[Records with interface code]
## Start

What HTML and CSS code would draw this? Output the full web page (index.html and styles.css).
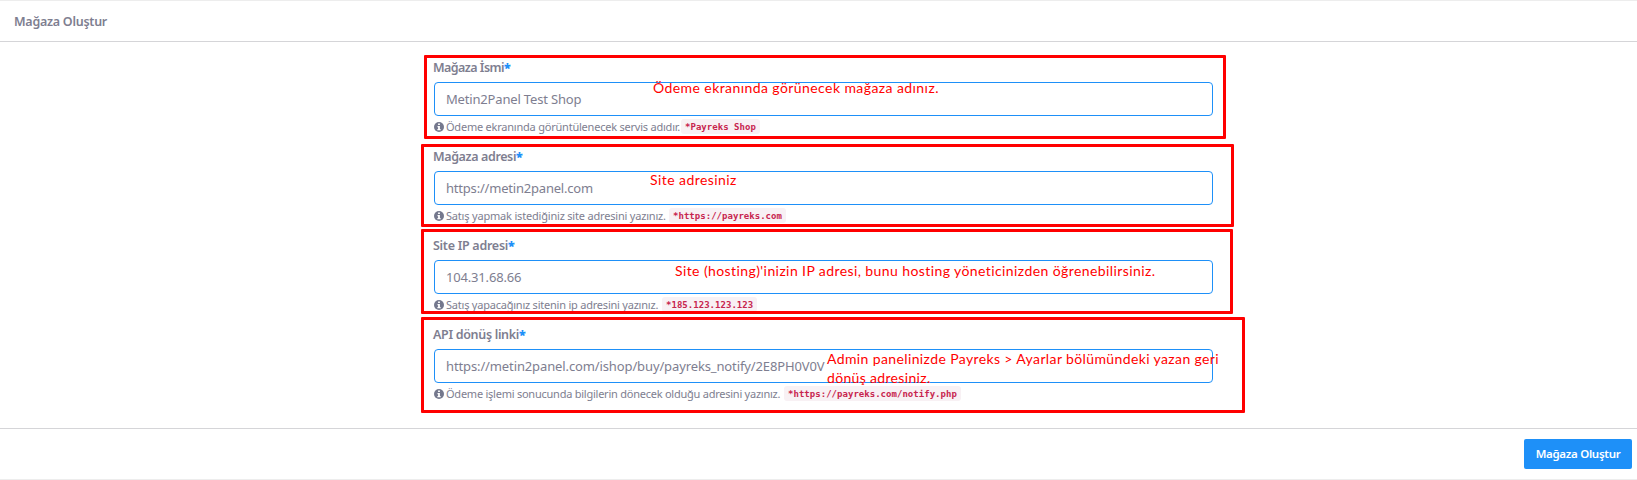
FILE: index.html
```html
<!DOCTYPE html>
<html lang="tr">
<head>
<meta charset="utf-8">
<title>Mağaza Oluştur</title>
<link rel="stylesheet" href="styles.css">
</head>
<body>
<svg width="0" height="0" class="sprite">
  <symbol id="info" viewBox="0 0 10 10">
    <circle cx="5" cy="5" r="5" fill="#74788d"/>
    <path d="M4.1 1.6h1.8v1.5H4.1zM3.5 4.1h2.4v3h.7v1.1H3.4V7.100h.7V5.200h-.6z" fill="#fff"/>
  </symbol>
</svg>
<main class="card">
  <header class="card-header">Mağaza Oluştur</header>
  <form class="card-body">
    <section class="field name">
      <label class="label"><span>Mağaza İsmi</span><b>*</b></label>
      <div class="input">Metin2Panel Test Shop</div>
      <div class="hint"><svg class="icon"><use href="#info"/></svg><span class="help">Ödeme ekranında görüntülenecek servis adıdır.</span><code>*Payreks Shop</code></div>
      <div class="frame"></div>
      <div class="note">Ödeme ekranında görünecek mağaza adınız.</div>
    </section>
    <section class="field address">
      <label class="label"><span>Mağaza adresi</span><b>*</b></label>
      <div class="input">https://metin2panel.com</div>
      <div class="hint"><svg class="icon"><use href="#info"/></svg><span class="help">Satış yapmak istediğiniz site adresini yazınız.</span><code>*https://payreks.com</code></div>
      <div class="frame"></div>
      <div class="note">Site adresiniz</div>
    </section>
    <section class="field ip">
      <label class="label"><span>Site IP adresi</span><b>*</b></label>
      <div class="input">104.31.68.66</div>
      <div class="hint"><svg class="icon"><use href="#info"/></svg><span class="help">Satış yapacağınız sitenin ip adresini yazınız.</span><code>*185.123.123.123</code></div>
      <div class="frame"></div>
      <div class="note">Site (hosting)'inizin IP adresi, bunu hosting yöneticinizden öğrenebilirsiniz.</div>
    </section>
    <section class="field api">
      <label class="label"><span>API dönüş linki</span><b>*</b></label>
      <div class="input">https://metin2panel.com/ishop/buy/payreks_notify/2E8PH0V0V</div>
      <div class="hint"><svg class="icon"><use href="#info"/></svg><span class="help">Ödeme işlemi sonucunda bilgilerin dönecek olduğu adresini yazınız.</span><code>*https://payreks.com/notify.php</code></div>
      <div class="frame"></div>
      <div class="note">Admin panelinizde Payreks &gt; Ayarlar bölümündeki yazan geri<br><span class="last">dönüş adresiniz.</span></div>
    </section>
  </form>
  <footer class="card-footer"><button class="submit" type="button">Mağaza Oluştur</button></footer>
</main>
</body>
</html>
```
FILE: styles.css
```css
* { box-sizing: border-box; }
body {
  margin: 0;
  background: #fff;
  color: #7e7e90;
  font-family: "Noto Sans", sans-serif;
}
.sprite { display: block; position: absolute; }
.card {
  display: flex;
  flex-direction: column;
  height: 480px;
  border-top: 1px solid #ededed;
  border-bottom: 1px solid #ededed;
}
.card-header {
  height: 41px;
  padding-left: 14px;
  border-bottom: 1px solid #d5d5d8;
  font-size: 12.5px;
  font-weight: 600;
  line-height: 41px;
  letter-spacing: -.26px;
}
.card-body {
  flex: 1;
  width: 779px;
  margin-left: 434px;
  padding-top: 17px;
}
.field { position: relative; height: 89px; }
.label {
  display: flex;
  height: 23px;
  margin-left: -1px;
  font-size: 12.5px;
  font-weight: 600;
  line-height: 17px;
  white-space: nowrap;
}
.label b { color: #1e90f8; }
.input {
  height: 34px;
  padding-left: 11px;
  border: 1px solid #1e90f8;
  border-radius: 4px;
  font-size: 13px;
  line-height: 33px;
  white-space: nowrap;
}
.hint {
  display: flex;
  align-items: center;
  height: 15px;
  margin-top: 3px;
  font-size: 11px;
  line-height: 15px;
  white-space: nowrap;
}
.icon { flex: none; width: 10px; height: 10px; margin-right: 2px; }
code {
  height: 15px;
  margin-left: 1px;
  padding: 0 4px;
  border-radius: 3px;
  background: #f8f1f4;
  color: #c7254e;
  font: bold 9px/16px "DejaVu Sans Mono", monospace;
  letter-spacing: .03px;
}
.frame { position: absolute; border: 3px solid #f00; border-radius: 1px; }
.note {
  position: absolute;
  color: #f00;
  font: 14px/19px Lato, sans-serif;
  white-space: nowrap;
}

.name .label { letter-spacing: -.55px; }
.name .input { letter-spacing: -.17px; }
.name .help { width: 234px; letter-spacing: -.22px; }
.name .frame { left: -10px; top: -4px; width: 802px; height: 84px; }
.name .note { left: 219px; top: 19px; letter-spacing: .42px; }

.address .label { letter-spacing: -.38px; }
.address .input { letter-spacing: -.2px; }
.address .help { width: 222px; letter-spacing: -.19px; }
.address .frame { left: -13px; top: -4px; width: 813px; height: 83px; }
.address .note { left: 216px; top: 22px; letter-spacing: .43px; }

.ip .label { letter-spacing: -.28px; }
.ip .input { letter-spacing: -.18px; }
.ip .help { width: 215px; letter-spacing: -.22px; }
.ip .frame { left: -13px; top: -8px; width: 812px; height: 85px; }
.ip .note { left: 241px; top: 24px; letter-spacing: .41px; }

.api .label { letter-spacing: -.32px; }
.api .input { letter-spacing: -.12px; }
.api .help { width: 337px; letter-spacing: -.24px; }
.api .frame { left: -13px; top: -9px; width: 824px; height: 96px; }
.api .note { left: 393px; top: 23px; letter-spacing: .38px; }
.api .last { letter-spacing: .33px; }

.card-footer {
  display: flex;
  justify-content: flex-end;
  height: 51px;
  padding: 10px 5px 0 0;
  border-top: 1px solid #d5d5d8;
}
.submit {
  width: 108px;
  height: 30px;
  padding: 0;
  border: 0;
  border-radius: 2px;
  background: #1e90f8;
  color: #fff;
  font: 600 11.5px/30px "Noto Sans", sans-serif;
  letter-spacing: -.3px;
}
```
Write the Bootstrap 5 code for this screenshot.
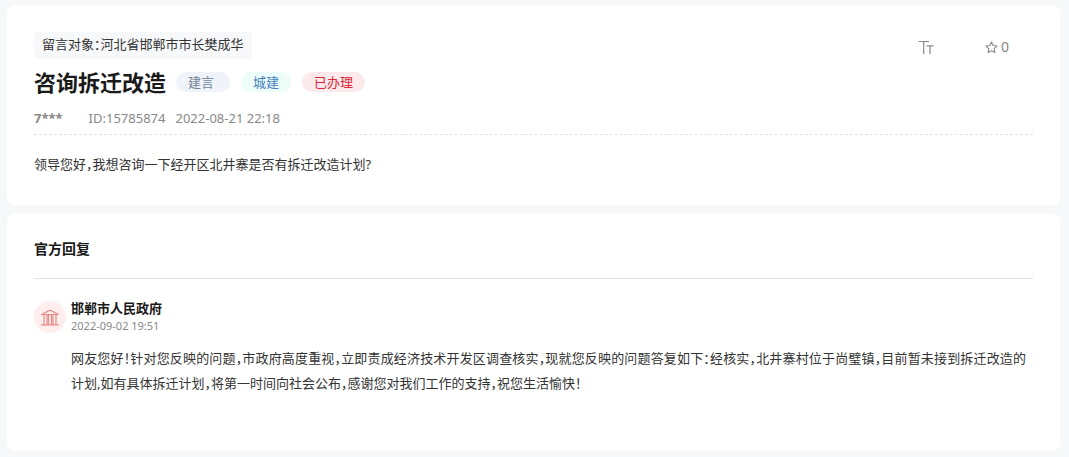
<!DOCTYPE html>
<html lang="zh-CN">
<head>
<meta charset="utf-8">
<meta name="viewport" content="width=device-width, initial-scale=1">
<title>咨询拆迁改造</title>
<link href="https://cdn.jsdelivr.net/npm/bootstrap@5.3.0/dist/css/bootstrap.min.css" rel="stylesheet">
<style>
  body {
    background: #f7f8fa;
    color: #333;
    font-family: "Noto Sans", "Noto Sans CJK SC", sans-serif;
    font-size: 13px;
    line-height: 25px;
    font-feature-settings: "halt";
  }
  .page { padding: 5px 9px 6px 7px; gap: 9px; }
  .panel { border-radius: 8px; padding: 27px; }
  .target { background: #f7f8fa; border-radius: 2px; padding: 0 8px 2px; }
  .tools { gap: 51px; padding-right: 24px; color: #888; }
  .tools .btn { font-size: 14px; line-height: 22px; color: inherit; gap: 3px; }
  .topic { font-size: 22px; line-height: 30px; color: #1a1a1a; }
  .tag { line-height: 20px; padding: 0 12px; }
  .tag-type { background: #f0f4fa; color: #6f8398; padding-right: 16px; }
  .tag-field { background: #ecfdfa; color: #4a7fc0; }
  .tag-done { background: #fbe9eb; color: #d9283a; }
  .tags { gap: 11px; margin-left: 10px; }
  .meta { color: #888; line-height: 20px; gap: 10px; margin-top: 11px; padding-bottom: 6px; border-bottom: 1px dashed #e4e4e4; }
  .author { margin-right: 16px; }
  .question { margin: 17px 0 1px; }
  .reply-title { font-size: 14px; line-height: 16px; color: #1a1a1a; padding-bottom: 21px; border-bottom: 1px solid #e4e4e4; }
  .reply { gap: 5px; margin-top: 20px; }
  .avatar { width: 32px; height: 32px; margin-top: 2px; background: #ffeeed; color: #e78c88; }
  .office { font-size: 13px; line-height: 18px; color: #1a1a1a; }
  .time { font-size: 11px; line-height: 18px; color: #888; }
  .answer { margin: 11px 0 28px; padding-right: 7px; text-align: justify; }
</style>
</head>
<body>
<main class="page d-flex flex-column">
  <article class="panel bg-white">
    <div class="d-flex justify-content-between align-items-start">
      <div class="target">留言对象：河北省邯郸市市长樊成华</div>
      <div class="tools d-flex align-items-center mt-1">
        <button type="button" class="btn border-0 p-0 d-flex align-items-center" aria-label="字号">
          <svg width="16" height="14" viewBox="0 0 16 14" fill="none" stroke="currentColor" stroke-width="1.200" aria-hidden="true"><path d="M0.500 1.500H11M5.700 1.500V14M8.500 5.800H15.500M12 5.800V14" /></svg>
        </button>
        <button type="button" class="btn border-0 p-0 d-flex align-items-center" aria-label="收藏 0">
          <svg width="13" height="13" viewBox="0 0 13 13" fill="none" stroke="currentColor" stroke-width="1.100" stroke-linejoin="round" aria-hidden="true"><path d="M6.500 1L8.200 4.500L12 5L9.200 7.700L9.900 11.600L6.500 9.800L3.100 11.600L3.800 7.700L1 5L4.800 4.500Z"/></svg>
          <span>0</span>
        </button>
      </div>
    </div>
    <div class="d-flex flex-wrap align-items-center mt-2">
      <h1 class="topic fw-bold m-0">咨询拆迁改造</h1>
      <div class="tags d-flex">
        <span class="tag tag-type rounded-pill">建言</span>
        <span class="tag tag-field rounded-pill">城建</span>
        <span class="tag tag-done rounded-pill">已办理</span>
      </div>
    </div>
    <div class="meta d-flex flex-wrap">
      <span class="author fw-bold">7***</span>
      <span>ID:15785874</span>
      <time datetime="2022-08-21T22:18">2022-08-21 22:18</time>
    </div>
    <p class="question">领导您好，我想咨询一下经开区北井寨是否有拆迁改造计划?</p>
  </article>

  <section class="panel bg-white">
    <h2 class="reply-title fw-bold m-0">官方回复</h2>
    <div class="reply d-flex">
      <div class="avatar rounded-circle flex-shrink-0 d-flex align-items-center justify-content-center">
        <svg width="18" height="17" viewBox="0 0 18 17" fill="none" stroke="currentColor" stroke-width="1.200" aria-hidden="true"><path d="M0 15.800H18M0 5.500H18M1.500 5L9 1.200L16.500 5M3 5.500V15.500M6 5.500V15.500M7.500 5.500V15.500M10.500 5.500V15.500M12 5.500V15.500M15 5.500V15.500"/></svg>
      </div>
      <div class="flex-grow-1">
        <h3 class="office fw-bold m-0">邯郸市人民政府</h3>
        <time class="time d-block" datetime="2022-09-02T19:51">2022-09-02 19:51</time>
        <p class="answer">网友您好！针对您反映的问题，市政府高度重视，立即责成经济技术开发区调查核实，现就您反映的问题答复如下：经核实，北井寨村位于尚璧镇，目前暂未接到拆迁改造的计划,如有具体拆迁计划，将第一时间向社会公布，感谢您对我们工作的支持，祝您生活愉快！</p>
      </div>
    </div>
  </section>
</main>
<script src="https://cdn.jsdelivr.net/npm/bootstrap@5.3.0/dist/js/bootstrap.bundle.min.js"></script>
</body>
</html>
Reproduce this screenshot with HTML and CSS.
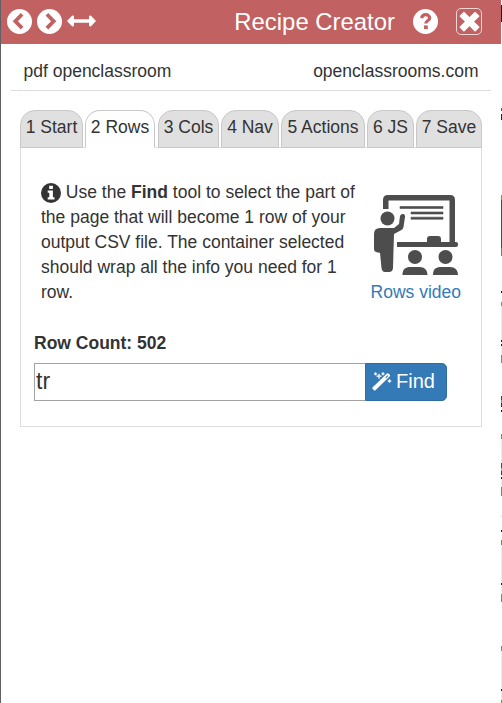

## End

### Task details
Each line with the string "index" in it needs to be found and copied.

### Answer in full
What HTML and CSS code would draw this? Output the full web page (index.html and styles.css).
FILE: index.html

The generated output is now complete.